# Modeler's Drill Press



## Tenwheeler (Mar 5, 2010)

Gentlmen,

I need some advise on a good quality drill press. Noticed in the MicroMark catalog a MicroLux variable speed heavy duty drill press on sale. Anyone have experience with these drill presses? Suggestions/comments appreciated.

Jerry


----------



## Dwight Ennis (Jan 2, 2008)

I have the MicroMark variable speed drill press. It's good for small jobs, but as drill size goes up it doesn't have the oomph needed. The Morse taper chuck also slips in the spindle with larger drill sizes (assuming it doesn't stop the spindle first). Bottom line, for small precision work it's a great tool, but not as a general purpose machine. 

I have a 20 year old benchtop drill press that I use a lot more and that cost me less.


----------



## xo18thfa (Jan 2, 2008)

I second Dwight. My little Delta bench top is a great machine. I have drilled as small as #68 with it.


----------



## Pete Thornton (Jan 2, 2008)

I agree with Dwight. I use my Microlux a lot for small stuff, but I also have a heavy-duty drill press that I got for $95 when drilling 3/4" maple kitchen drawer fronts.


----------



## SE18 (Feb 21, 2008)

save yourself some money; if you are contemplating a mill at some point in the future get that instead


----------



## Totalwrecker (Feb 26, 2009)

What nobody has mentioned the Cadillac of drill presses? 
Harbor Freight! Cheap yet Good Enough for accurate holes... I don't use it enough to justify a more expensive brand. 
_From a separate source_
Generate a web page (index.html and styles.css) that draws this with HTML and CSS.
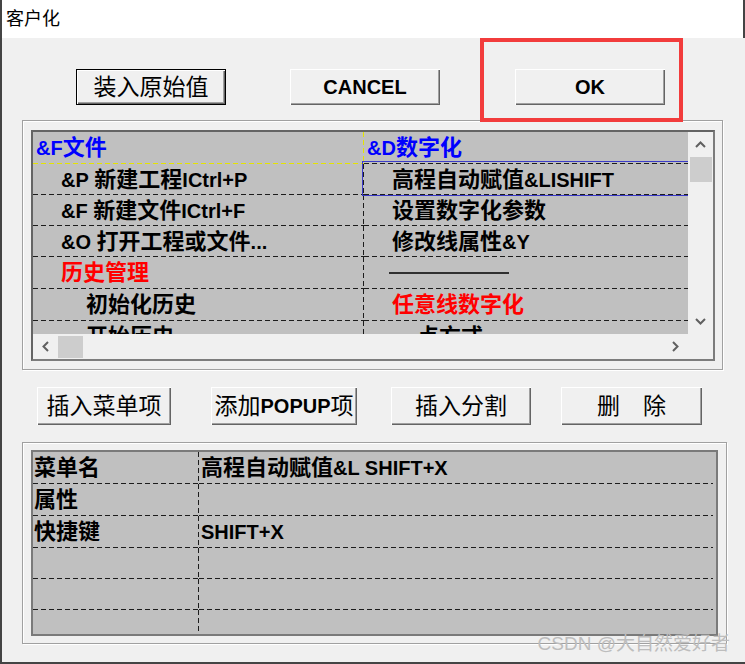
FILE: index.html
```html
<!DOCTYPE html>
<html lang="zh-CN">
<head>
    <meta charset="UTF-8">
    <meta name="viewport" content="width=device-width, initial-scale=1.0">
    <title>客户化</title>
    <link rel="stylesheet" href="styles.css">
</head>
<body>
    <div class="window">
        <div class="titlebar">客户化</div>
        <div class="dialog">
            <div class="top-actions">
                <button class="btn btn-default">装入原始值</button>
                <button class="btn btn-latin">CANCEL</button>
                <button class="btn btn-latin btn-ok">OK</button>
            </div>

            <div class="group group-menu">
                <div class="listbox">
                    <div class="menu-grid">
                        <div class="cell cell-l head lv0 blue"><span class="en">&amp;F</span>文件</div>
                        <div class="cell lv0 blue"><span class="en">&amp;D</span>数字化</div>

                        <div class="cell cell-l lv1"><span class="en">&amp;P&nbsp;</span>新建工程<span class="en">ICtrl+P</span></div>
                        <div class="cell lv1 focused">高程自动赋值<span class="en">&amp;LISHIFT</span></div>

                        <div class="cell cell-l lv1"><span class="en">&amp;F&nbsp;</span>新建文件<span class="en">ICtrl+F</span></div>
                        <div class="cell lv1">设置数字化参数</div>

                        <div class="cell cell-l lv1"><span class="en">&amp;O&nbsp;</span>打开工程或文件<span class="en">...</span></div>
                        <div class="cell lv1">修改线属性<span class="en">&amp;Y</span></div>

                        <div class="cell cell-l lv1 red">历史管理</div>
                        <div class="cell lv1"><span class="sep-line"></span></div>

                        <div class="cell cell-l lv2">初始化历史</div>
                        <div class="cell lv1 red">任意线数字化</div>

                        <div class="cell cell-l lv2">开始历史</div>
                        <div class="cell lv2">点方式</div>
                    </div>
                    <div class="vscroll">
                        <div class="arrow">
                            <svg width="11" height="7" viewBox="0 0 11 7"><path d="M1 6 L5.5 1.5 L10 6" fill="none" stroke="#606060" stroke-width="2"/></svg>
                        </div>
                        <div class="thumb"></div>
                        <div class="track"></div>
                        <div class="arrow">
                            <svg width="11" height="7" viewBox="0 0 11 7"><path d="M1 1 L5.5 5.5 L10 1" fill="none" stroke="#606060" stroke-width="2"/></svg>
                        </div>
                    </div>
                    <div class="hscroll">
                        <div class="arrow">
                            <svg width="7" height="11" viewBox="0 0 7 11"><path d="M6 1 L1.5 5.5 L6 10" fill="none" stroke="#606060" stroke-width="2"/></svg>
                        </div>
                        <div class="thumb"></div>
                        <div class="track"></div>
                        <div class="arrow">
                            <svg width="7" height="11" viewBox="0 0 7 11"><path d="M1 1 L5.5 5.5 L1 10" fill="none" stroke="#606060" stroke-width="2"/></svg>
                        </div>
                    </div>
                    <div class="corner"></div>
                </div>
            </div>

            <div class="mid-actions">
                <button class="btn btn-tall btn-insert">插入菜单项</button>
                <button class="btn btn-tall btn-popup">添加<span class="en-bold">POPUP</span>项</button>
                <button class="btn btn-tall btn-split">插入分割</button>
                <button class="btn btn-tall btn-delete">删　除</button>
            </div>

            <div class="group group-props">
                <div class="props-grid">
                    <div class="pcell pcell-l">菜单名</div>
                    <div class="pcell">高程自动赋值<span class="en">&amp;L SHIFT+X</span></div>

                    <div class="pcell pcell-l">属性</div>
                    <div class="pcell"></div>

                    <div class="pcell pcell-l">快捷键</div>
                    <div class="pcell"><span class="en">SHIFT+X</span></div>

                    <div class="pcell pcell-l"></div>
                    <div class="pcell"></div>

                    <div class="pcell pcell-l"></div>
                    <div class="pcell"></div>

                    <div class="pcell pcell-l last"></div>
                    <div class="pcell last"></div>
                </div>
            </div>

            <!-- annotation box drawn over the OK button -->
            <div class="highlight"></div>
            <div class="watermark">CSDN @大自然爱好者</div>
        </div>
    </div>
</body>
</html>
```

FILE: styles.css
```css
* {
    margin: 0;
    padding: 0;
    box-sizing: border-box;
}

body {
    background: #f0f0f0;
    font-family: "Liberation Sans", "Noto Sans CJK SC", sans-serif;
}

.window {
    width: 745px;
    height: 664px;
    display: flex;
    flex-direction: column;
    border-left: 2px solid #444;
    border-bottom: 2px solid #444;
    overflow: hidden;
}

.titlebar {
    height: 38px;
    flex: none;
    background: #fff;
    border-right: 2px solid #444;
    padding-left: 4px;
    font-size: 18px;
    line-height: 38px;
    color: #000;
}

.dialog {
    flex: 1;
    position: relative;
    background: #f0f0f0;
}

/* buttons */
.btn {
    width: 150px;
    height: 36px;
    flex: none;
    background: #f0f0f0;
    border: none;
    box-shadow: inset 1px 1px #fff, inset -1px -1px #646464, inset -2px -2px #a0a0a0;
    font-family: "Liberation Sans", "Noto Sans CJK SC", sans-serif;
    font-size: 23px;
    line-height: 1;
    color: #000;
    white-space: nowrap;
    display: flex;
    align-items: center;
    justify-content: center;
}

.btn-default {
    border: 1px solid #000;
}

.btn-latin {
    font-weight: bold;
    font-size: 20px;
}

.en-bold {
    font-weight: bold;
    font-size: 20px;
}

.top-actions {
    display: flex;
    gap: 64px;
    padding: 31px 0 0 74px;
}

.btn-ok {
    margin-left: 11px;
}

.mid-actions {
    display: flex;
    margin-top: 17px;
    padding-left: 35px;
}

.btn-tall {
    height: 38px;
}

.btn-insert { width: 134px; }
.btn-popup { width: 146px; margin-left: 40px; }
.btn-split { width: 140px; margin-left: 34px; }
.btn-delete { width: 141px; margin-left: 30px; }

/* etched group frames */
.group {
    margin-left: 20px;
    border: 1px solid #a0a0a0;
    box-shadow: 1px 1px 0 #fff, inset 1px 1px 0 #fff;
}

.group-menu {
    width: 701px;
    margin-top: 15px;
    padding: 9px 0 8px 8px;
}

.group-props {
    width: 705px;
    margin-top: 17px;
    padding: 7px 0 7px 8px;
}

/* menu list */
.listbox {
    width: 684px;
    height: 231px;
    border: 2px solid #7c7c7c;
    border-top-color: #646464;
    border-left-color: #646464;
    display: grid;
    grid-template-columns: 1fr 25px;
    grid-template-rows: 1fr 25px;
    background: #f0f0f0;
}

.menu-grid {
    overflow: hidden;
    background: #c0c0c0;
    display: grid;
    grid-template-columns: 331px 1fr;
    grid-template-rows: 32px repeat(3, 31px) repeat(3, 32px);
}

.cell, .pcell {
    --line: #1c1c1c;
    display: flex;
    align-items: center;
    white-space: nowrap;
    font-family: "Liberation Sans", "Noto Sans CJK SC", sans-serif;
    font-weight: bold;
    font-size: 22px;
    line-height: 1;
    color: #000;
    background: repeating-linear-gradient(90deg, var(--line) 0 5px, transparent 5px 8px) left bottom / 100% 1px no-repeat;
}

.cell-l, .pcell-l {
    background:
        repeating-linear-gradient(180deg, var(--line) 0 5px, transparent 5px 8px) right top / 1px 100% no-repeat,
        repeating-linear-gradient(90deg, var(--line) 0 5px, transparent 5px 8px) left bottom / 100% 1px no-repeat;
}

.head.cell-l {
    --line: #e4e400;
}

.en {
    font-size: 20px;
}

.lv0 { padding-left: 3px; }
.lv1 { padding-left: 28px; }
.lv2 { padding-left: 53px; }

.blue { color: #0000ff; }
.red { color: #ff0000; }

.sep-line {
    display: block;
    width: 120px;
    height: 2px;
    margin-left: -3px;
    background: #303030;
}

.focused {
    position: relative;
}

.focused::after {
    content: "";
    position: absolute;
    top: -3px;
    left: -2px;
    bottom: -1px;
    right: -10px;
    border: 1px solid #3a3ac8;
}

/* scroll bars */
.vscroll, .hscroll {
    display: flex;
    background: #f0f0f0;
}

.vscroll {
    flex-direction: column;
}

.arrow {
    width: 25px;
    height: 25px;
    flex: none;
    display: flex;
    align-items: center;
    justify-content: center;
}

.track {
    flex: 1;
}

.thumb {
    flex: none;
    background: #cdcdcd;
}

.vscroll .thumb {
    height: 25px;
    margin: 0 1px 0 2px;
}

.hscroll .thumb {
    width: 25px;
    margin: 2px 0 1px 0;
}

.corner {
    background: #f0f0f0;
}

/* properties grid */
.props-grid {
    width: 687px;
    height: 186px;
    border: 2px solid #7a7a7a;
    background: #c0c0c0;
    display: grid;
    grid-template-columns: 166px 1fr;
    grid-template-rows: 32px 32px 32px 31px 31px 1fr;
}

.pcell {
    padding-left: 2px;
    background-size: calc(100% - 3px) 1px;
}

.pcell-l {
    padding-left: 1px;
    background-size: 1px 100%, 100% 1px;
}

.pcell.last {
    background: none;
}

.pcell-l.last {
    background: repeating-linear-gradient(180deg, var(--line) 0 5px, transparent 5px 8px) right top / 1px 100% no-repeat;
}

/* overlays */
.highlight {
    position: absolute;
    top: 0;
    left: 478px;
    width: 203px;
    height: 84px;
    border: 4px solid #f23c3c;
}

.watermark {
    position: absolute;
    right: 15px;
    bottom: 7px;
    font-size: 19px;
    line-height: 22px;
    color: #bdbdbd;
    white-space: nowrap;
}
```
A dull drill can make a good press go bad.... 

John


----------



## Jack - Freshwater Models (Feb 17, 2008)

Posted By SE18 on 18 Aug 2010 09:36 AM 
save yourself some money; if you are contemplating a mill at some point in the future get that instead Yup, I agree with that entirely. The mill will allow you to position holes accurately. If you can't afford a mill then get a chinese cheapo press with 1/2" capacity. I have a Delta made in china and it is similar to theHF and other cheapos. Forget Micro Mark drill press.

Jack


----------



## Tenwheeler (Mar 5, 2010)

Thanks to all that replied. I have a floor stand 1/2" drill press that takes care of the heavy duty workload. I was more interested in a bench top press for the basement wookshop and certainly like the suggestion about a vertical mill. Makes good sense to me!
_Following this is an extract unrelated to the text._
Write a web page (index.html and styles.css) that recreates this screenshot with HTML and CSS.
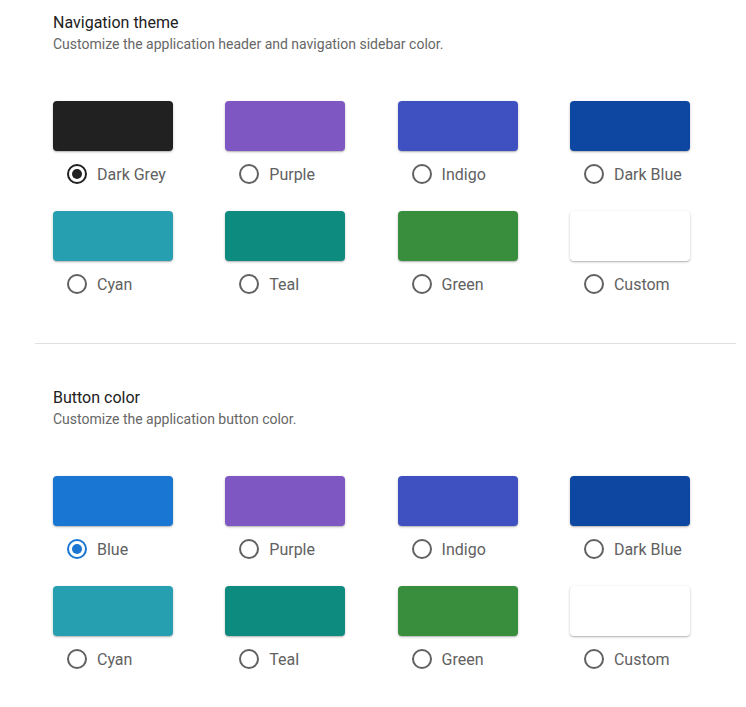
FILE: index.html
```html
<!DOCTYPE html>
<html>
<head>
<meta charset="utf-8">
<link rel="stylesheet" href="styles.css">
</head>
<body>
<div class="page">
  <section class="section">
    <h2 class="title">Navigation theme</h2>
    <p class="subtitle">Customize the application header and navigation sidebar color.</p>
    <div class="grid">
      <div class="item"><div class="swatch c-darkgrey"></div><label class="opt"><span class="radio checked dark"></span>Dark Grey</label></div>
      <div class="item"><div class="swatch c-purple"></div><label class="opt"><span class="radio"></span>Purple</label></div>
      <div class="item"><div class="swatch c-indigo"></div><label class="opt"><span class="radio"></span>Indigo</label></div>
      <div class="item"><div class="swatch c-darkblue"></div><label class="opt"><span class="radio"></span>Dark Blue</label></div>
      <div class="item"><div class="swatch c-cyan"></div><label class="opt"><span class="radio"></span>Cyan</label></div>
      <div class="item"><div class="swatch c-teal"></div><label class="opt"><span class="radio"></span>Teal</label></div>
      <div class="item"><div class="swatch c-green"></div><label class="opt"><span class="radio"></span>Green</label></div>
      <div class="item"><div class="swatch c-custom"></div><label class="opt"><span class="radio"></span>Custom</label></div>
    </div>
  </section>
  <hr class="divider">
  <section class="section second">
    <h2 class="title">Button color</h2>
    <p class="subtitle">Customize the application button color.</p>
    <div class="grid">
      <div class="item"><div class="swatch c-blue"></div><label class="opt"><span class="radio checked blue"></span>Blue</label></div>
      <div class="item"><div class="swatch c-purple"></div><label class="opt"><span class="radio"></span>Purple</label></div>
      <div class="item"><div class="swatch c-indigo"></div><label class="opt"><span class="radio"></span>Indigo</label></div>
      <div class="item"><div class="swatch c-darkblue"></div><label class="opt"><span class="radio"></span>Dark Blue</label></div>
      <div class="item"><div class="swatch c-cyan"></div><label class="opt"><span class="radio"></span>Cyan</label></div>
      <div class="item"><div class="swatch c-teal"></div><label class="opt"><span class="radio"></span>Teal</label></div>
      <div class="item"><div class="swatch c-green"></div><label class="opt"><span class="radio"></span>Green</label></div>
      <div class="item"><div class="swatch c-custom"></div><label class="opt"><span class="radio"></span>Custom</label></div>
    </div>
  </section>
</div>
</body>
</html>
```

FILE: styles.css
```css
html, body {
  margin: 0;
  padding: 0;
  background: #ffffff;
}
body {
  font-family: Roboto, "Liberation Sans", sans-serif;
  color: #212121;
}
.page {
  margin-left: 35px;
  width: 701px;
  padding-top: 13px;
}
.section {
  padding: 0 18px;
}
.title {
  margin: 0;
  font-size: 16px;
  line-height: 20px;
  font-weight: 400;
  color: #212121;
}
.subtitle {
  margin: 1px 0 0;
  font-size: 14px;
  line-height: 20px;
  color: #666666;
}
.grid {
  margin-top: 47px;
  display: grid;
  grid-template-columns: repeat(4, 120px);
  column-gap: 52.3px;
  row-gap: 27px;
}
.item {
  display: flex;
  flex-direction: column;
}
.swatch {
  width: 120px;
  height: 50px;
  border-radius: 4px;
  box-shadow: 0 1px 3px rgba(0,0,0,0.2), 0 1px 1px rgba(0,0,0,0.14);
}
.opt {
  display: flex;
  align-items: center;
  margin-top: 13px;
  padding-left: 14px;
  height: 20px;
  font-size: 16px;
  color: #616161;
}
.radio {
  box-sizing: border-box;
  width: 20px;
  height: 20px;
  border: 2px solid #616161;
  border-radius: 50%;
  margin-right: 10px;
  display: flex;
  align-items: center;
  justify-content: center;
}
.radio.checked::after {
  content: "";
  width: 10px;
  height: 10px;
  border-radius: 50%;
  background: currentColor;
}
.radio.dark {
  border-color: #212121;
  color: #212121;
}
.radio.blue {
  border-color: #1976d2;
  color: #1976d2;
}
.divider {
  margin: 49px 0 0;
  border: 0;
  border-top: 1px solid #e0e0e0;
  height: 0;
}
.second {
  padding-top: 44px;
}
.c-darkgrey { background: #212121; }
.c-purple { background: #7e57c2; }
.c-indigo { background: #3f51c0; }
.c-darkblue { background: #0d47a1; }
.c-cyan { background: #26a0b1; }
.c-teal { background: #0d8b7e; }
.c-green { background: #388e3c; }
.c-custom { background: #ffffff; }
.c-blue { background: #1976d2; }
```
I've read some of the woodworker magazine reviews and the general concensus seemed to be in favor of the Delta bench top drill press. Any suggestions on a mill? I haven't retired yet, but scratch building/modifying locomotives interests me in the future. That of course, would be better accomplished by a mill and associated equipment. 

Jerry


----------



## Jack - Freshwater Models (Feb 17, 2008)

Jerry 

The ideal mill would be a Bridgeport or clone but that may be beyond your budget or ability to house since they are pretty big and hard to move. I would suggest a Seig X3 which is like the Seig X2 mini-mill but just a bit larger and much more versatile. These are available under various brands. One main issue is collett size which should be R8 which allows standard tooling that is readily available. 

Jack


----------



## richardson121 (Sep 26, 2017)

I know about the brand of Micro-mark drill press MicroLux variable speed. Its probably drilled near 1000 holes in brass, steel and acrylic, with no issues. Just recently started exploitation the digital depth finder, when exchange the battery it worked fine. The speed management is worthless. At lower speeds there's zero torque. thus drilling metals are just about out of the question. you've got to drill at low speeds thus you do not burn up your drill bits and so the metal truly cuts. but the drill press has no torque so the whole thing simply stops. that is why pulley systems were invented. More torque at lower speeds.


----------



## Greg Elmassian (Jan 3, 2008)

Cadillac or Yugo? 



Totalwrecker said:


> What nobody has mentioned the Cadillac of drill presses?
> Harbor Freight! Cheap yet Good Enough for accurate holes... I don't use it enough to justify a more expensive brand.
> 
> A dull drill can make a good press go bad....
> ...


----------



## Totalwrecker (Feb 26, 2009)

Sarchasm ... the deep rift between, from being facetious.

The dull bit part holds true. I used to sharpen my micro bits on separating discs, the sides of medium grit ones....

Wow way to swoop... laughing.


----------



## Nick Jr (Jan 2, 2008)

Since Micro-Mark was mentioned: anyone have personal experience with their MicroLux 7X16 Lathe? Thank You


----------